Tumors are rare, but it is important to know that they can be a possibility. The tumors can be benign or they could be malignant. They can occur in the upper tract (mouth and trachea), or they can occur in the lower tract (the lungs). The size and position of the tumor will determine just how bad the cough is, or if there even is a cough in the first place.

Lastly, another somewhat rare cause is polyps. More specifically, nasopharyngeal polyps will grow at the back of the throat, blocking off the nose. These benign growths will then cause your cat to (reluctantly) breathe through their mouths, or more often, cough to try and remove the irritant in their throat.

What Can You Do?

Of course, you should leave most of the issue in the hands of the vet. However, if you have a cat that does not have a worrisome cough and you have a few days to wait for the vet appointment, then you might want to consider the idea of using homemade remedies to try and ease your cat’s experience. After all, coughing is strenuous on cats, and this can be seen by the fact that many cats end up vomiting simply because of the force it takes for them to cough in the first place.

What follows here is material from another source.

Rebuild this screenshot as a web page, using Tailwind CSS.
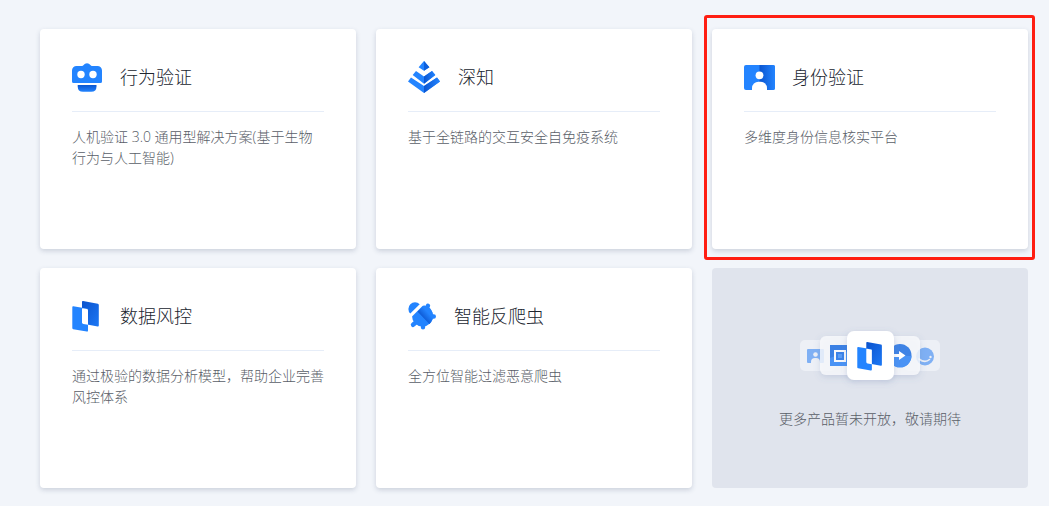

First, you should do a thorough dusting of your house, or at least the areas where your cat frequents. This reduces the amount of potential irritants in the air, which can be helpful if your cat is coughing from asthma or allergies. You can also try and get rid of any strong odors as well. Some cats, because of their sensitive noses, cannot handle very strong smells and will begin to cough. You should also try to minimize airborne irritants. These include incense, smoke, and detergents.

When Should You Visit the Vet?

It is also important to know when a cough can wait, and when it cannot. The most urgent situation would be when your cat is beginning to lose oxygen from coughing so much. This can be seen if your cat is turning pale or even blue in the tongue and gums.

In this case, you must take the cat to a vet immediately, as this is a veterinary emergency. A slightly less urgent situation is when there is wheezing alongside the coughing. This is another sign that your cat isn’t getting the oxygen it needs. Another problem that is worrisome is when your cat is beginning to lose weight and/or has a reduced appetite, as this indicates something is very wrong.

Other problems that are worrisome, but not emergent, include persistent and recurring coughs, coughing in addition to sneezing, wet/productive coughing, and coughing without producing a hairball.